REPUBLIKA.CO.ID, DEPOK -- Ormas Islam Hidayatullah mengajak kepada Pemerintah untuk kembali mendengar aspirasi dan jeritan hati rakyat dengan membatalkan Undang-Undang Cipta Kerja Omnibus Law (UU Ciptaker) sebagaimana yang diminta MUI, ormas Islam dan elemen-elemen bangsa lainnya. Hal ini disampaikan Ketua Umum Dewan Pengurus Pusat (DPP) Hidayatullah, Nashirul Haq saat sambutan dalam kegiatan Muyawarah Nasional (Munas) V Hidayatullah yang digelar secara virtual, Kamis (29/10).
"Kembalikan politik menjadi politik yang sehat dan bermartabat. Tegakkan hukum dengan baik karena ini negara hukum, bukan negara kekuasaan. Bela kepentingan jutaan rakyat daripada jadi abdi segelintir konglomerat," ujarnya dalam siaran pers yang diterima Republika.co.id, Kamis (29/10).
Menurut dia, UU Ciptaker berpotensi memperparah kerusakan bumi pertiwi, membuka pintu lebar-lebar bagi para kapitalis, korporasi asing dan aseng untuk mengeruk kekayaan Indonesia sebebas-bebasnya serta segilintir pihak pribumi yang diuntungkan.
"Lengkap sudah keprihatinan kita. Penyalahgunaan kekuasaaan yang telanjang ditampakkan. Islamofobia merajalela, wacana dan diksi Islami justru di-bully, WNA merebut jatah lapangan kerja pribumi," ucapnya.

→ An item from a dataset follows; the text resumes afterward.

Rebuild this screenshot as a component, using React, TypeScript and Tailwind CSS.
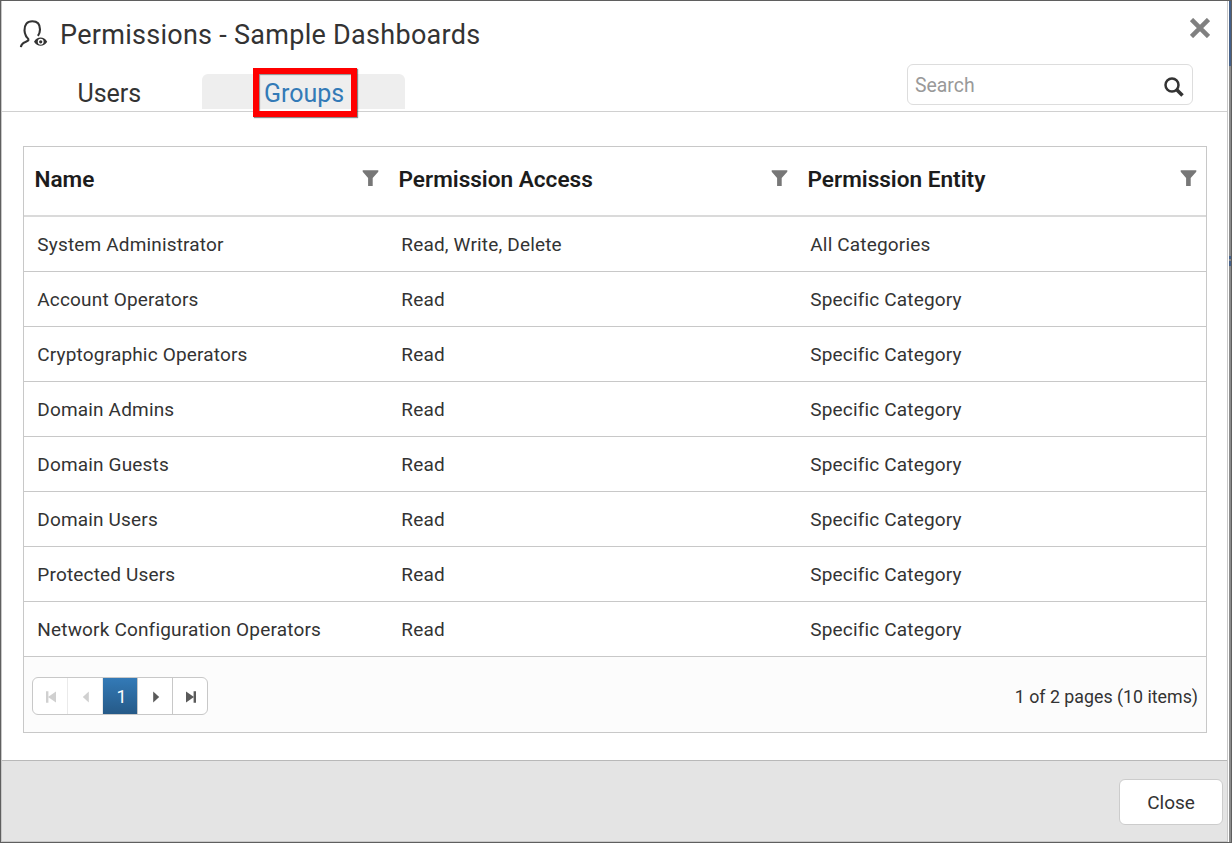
import React from "react";

const rows: [string, string, string][] = [
  ["System Administrator", "Read, Write, Delete", "All Categories"],
  ["Account Operators", "Read", "Specific Category"],
  ["Cryptographic Operators", "Read", "Specific Category"],
  ["Domain Admins", "Read", "Specific Category"],
  ["Domain Guests", "Read", "Specific Category"],
  ["Domain Users", "Read", "Specific Category"],
  ["Protected Users", "Read", "Specific Category"],
  ["Network Configuration Operators", "Read", "Specific Category"],
];

const headers = ["Name", "Permission Access", "Permission Entity"];

function UserEyeIcon() {
  return (
    <svg width="30" height="30" viewBox="0 0 30 30" fill="none" stroke="#333" strokeWidth="2.100">
      <path d="M1.900 28.200c.3-3.200 1.700-4.300 4.600-5.300 2.400-.8 3.300-1.300 2.900-2.600-.3-1.100-1.700-1.700-2.400-3.300-.7-1.500-1.500-3.500-1.500-5.500C5.500 5.500 8 2.300 13.300 2.300s7.700 2.900 7.700 8.200c0 2.400-.8 4.600-2.100 6.400" />
      <path d="M15 22.800c3.200-5.600 10-5.600 13.200 0-3.200 5.400-10 5.400-13.200 0Z" fill="#333" stroke="none" />
      <circle cx="21.700" cy="22.800" r="2.300" stroke="#fff" strokeWidth="1.300" />
    </svg>
  );
}

function FilterIcon() {
  return (
    <svg width="17" height="17" viewBox="0 0 17 17" fill="#777">
      <path d="M.7.3h15.600v1.500L10.700 8v8H6.100V8L.7 1.800Z" />
    </svg>
  );
}

function Arrow({ kind, color }: { kind: "first" | "prev" | "next" | "last"; color: string }) {
  const back = kind === "first" || kind === "prev";
  const bar = kind === "first" || kind === "last";
  return (
    <svg width="12" height="12" viewBox="0 0 12 12" fill={color} className={back ? "mt-[2px] ml-[2px]" : "mt-[2px] ml-[2px] rotate-180"}>
      {bar && <path d="M1 .3h2.400v11.400H1z" />}
      <path d={bar ? "M11 .5v11L3 6Z" : "M8.800.5v11L2.800 6Z"} />
    </svg>
  );
}

export default function App() {
  return (
    <div className="flex h-[843px] w-[1232px] overflow-hidden border border-[#5f5f5f] bg-white font-['Roboto',sans-serif] text-[#333]">
      <div className="flex w-[1227px] flex-col border-x border-b border-[#c8c8c8]">
        <header className="flex h-[111px] shrink-0 justify-between border-b border-[#d0d0d0]">
          <div>
            <div className="flex h-[73px] items-start pt-[18px] pl-[17px]">
              <UserEyeIcon />
              <h1 className="ml-[11px] text-[27px] leading-[32px] tracking-[0.280px]">Permissions - Sample Dashboards</h1>
            </div>
            <nav className="flex h-[35px] text-[25px] leading-[39px]">
              <div className="w-[200px] pl-[75.500px]">Users</div>
              <div className="relative w-[203px] rounded-t-[6px] bg-[#eee] pl-[62px] text-[#337ab7]">
                Groups
                <span className="absolute -top-[6px] left-[51px] h-[49px] w-[104px] border-[6px] border-[#ff0000] shadow-[1px_1px_1px_rgba(0,0,0,0.45),inset_1px_1px_1px_rgba(0,0,0,0.4)]" />
              </div>
            </nav>
          </div>
          <div className="pr-[34px]">
            <div className="flex h-[63px] justify-end pt-[17px]">
              <svg width="20" height="20" viewBox="0 0 20 20" stroke="#808080" strokeWidth="4.600" className="-mr-[17px]">
                <path d="M1.500 1.500l17 17M18.500 1.500l-17 17" />
              </svg>
            </div>
            <div className="flex h-[41px] w-[286px] items-center justify-between rounded-[6px] border border-[#ddd] pr-2 pl-[7px] text-[19.400px] text-[#999]">
              <span className="pt-[3px]">Search</span>
              <svg width="20" height="20" viewBox="0 0 20 20" fill="none" stroke="#333" className="mt-1">
                <circle cx="8" cy="8" r="6.500" strokeWidth="2.500" />
                <path d="M12.500 12.500l6 6" strokeWidth="3.500" />
              </svg>
            </div>
          </div>
        </header>

        <main className="flex-1 pt-[34px] pl-[21px]">
          <div className="h-[587px] w-[1184px] border border-[#c8c8c8]">
            <div className="grid h-[70px] grid-cols-[364px_409px_409px] border-b-2 border-[#dadada]">
              {headers.map((h) => (
                <div key={h} className="flex items-center justify-between pr-[9px] pb-[6px] pl-[10.500px] text-[22.600px] font-semibold text-[#1c1c1c]">
                  <span className="pt-[3px]">{h}</span>
                  <FilterIcon />
                </div>
              ))}
            </div>
            {rows.map((r) => (
              <div key={r[0]} className="grid h-[55px] grid-cols-[364px_409px_409px] items-center border-b border-[#c8c8c8] pt-[2px] text-[19px] tracking-[0.170px]">
                {r.map((c) => (
                  <span key={c} className="pl-[13.300px]">{c}</span>
                ))}
              </div>
            ))}
            <div className="flex h-[75px] items-start justify-between bg-[#fcfcfc] pt-5 pr-2 pl-2">
              <div className="flex h-[38px] w-[176px] overflow-hidden rounded-[6px] border border-[#c8c8c8] bg-white">
                <div className="flex w-[35px] items-center justify-center border-r border-[#eaeaea]"><Arrow kind="first" color="#d0d0d0" /></div>
                <div className="flex w-[35px] items-center justify-center border-r border-[#eaeaea]"><Arrow kind="prev" color="#d0d0d0" /></div>
                <div className="flex w-[34px] items-center justify-center bg-linear-to-b from-[#337ab7] to-[#265a88] pl-[3px] text-[18px] text-white">1</div>
                <div className="flex w-[36px] items-center justify-center border-x border-[#c8c8c8]"><Arrow kind="next" color="#5a5a5a" /></div>
                <div className="flex w-[34px] items-center justify-center"><Arrow kind="last" color="#5a5a5a" /></div>
              </div>
              <span className="text-[17.800px] leading-[40px]">1 of 2 pages (10 items)</span>
            </div>
          </div>
        </main>

        <footer className="flex h-[81px] shrink-0 justify-end border-t border-[#b8b8b8] bg-[#e4e4e4] pt-[18px] pr-1">
          <button className="h-[46px] w-[104px] rounded-[6px] border border-[#ccc] bg-white pt-[2px] text-[19px]">Close</button>
        </footer>
      </div>
      <div className="w-px bg-white" />
      <div className="flex flex-1 flex-col">
        <div className="h-[65px] bg-[#45618a]" />
        <div className="h-[190px] bg-[#8c8c8c]" />
        <div className="h-[3px] bg-[#45618a]" />
        <div className="h-[2px] bg-[#8c8c8c]" />
        <div className="h-[5px] bg-[#45618a]" />
        <div className="flex-1 bg-[#8c8c8c]" />
      </div>
    </div>
  );
}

Nashirul mengatakan, selama lebih 47 tahun Hidatullah sendiri telah memegang teguh kesetiaan, semangat mengabdi kepada Ilahi, berkhidmat untuk agama dan ummat, serta berkhidmat untuk NKRI melalui berbagai program di bidang pendidikan, dakwah, sosial, dan ekonomi keummatan.
"Karenanya, komitmen Hidayatullah untuk umat bangsa ini tidak perlu diragukan lagi," katanya.
Kegiatan Munas V Hidayatullah tersebut berpusat di Kampus Pondok Pesantren Hidayatullah Depok, Jawa Barat, dan siarkan secara live melalui kanal Youtube Hidayatullah. Munas Hidayatullah dibuka secara resmi oleh Pimpinan Umum Hidayatullah, Ustaz Abdurrahman Muhammad.
Munas Hidayatullah kali ini mengangkat tema “Meneguhkan Komitmen Keummatan Menuju Indonesia Bermartabat”. Menurut Nashirul, tema tersebut merupakan sebuah komitmen untuk mewujudkan cita-cita pendiri negeri ini, yaitu terwujudnya Indonesia yang dijiwai oleh nilai-nilai keagamaan, berkeadaban, bersatu, dan berkeadilan sosial.
"Inilah jiwa kehidupan berbangsa dan bernegara yang harus terus diperjuangkan. Dan dengan inilah Indonesia menjadi negara yang berdaulat dan bermartabat," kata Nashirul.
Dia menjelaskan, tema ini merupakan sebuah rasa syukur, sekaligus kebanggaan atas kiprah Hidayatullah selama ini untuk memberikan sumbangsih nyata bagi kehidupan berbangsa, bersama pemerintah dan masyarakat menjalankan misi mulia membangun Indonesia yang berperadaban.
Namun, menurut dia, hehidupan berbangsa dan bernegara saat ini tidak sedang baik-baik saja. Dia menyebutkan pandemi Covid-19 sepertinya sudah menjadi sebuah realitas yang harus diterima dan dihadapi dengan kesabaran dan optimisme untuk bisa menanggulanginya.
"Pandemi yang semakin memperparah krisis ekonomi, tidak menghalangi untuk menjadi lebih arif dan mengambil hikmah atas kondisi yang terjadi. Kita semakin lebih peduli bahkan kesetiakawanan dan kepedulian sosial kita bisa lebih tumbuh," jelasnya.
Nashirul menambahkan, dalam suasana penuh keprihatinan seperti ini sayangnya ada sebagian dari bangsa ini, yang dipundaknya amanah kekuasaan disandang, justru memanfaatkan kesempatan dalam kesempitan, terkesan sembunyi-sembunyi, mempersulit akses publik untuk tahu, telah membuat kebijakan-kebijakan bahkan undang-undang yang berpotensi merugikan dan memarjinalkan rakyat Indonesia.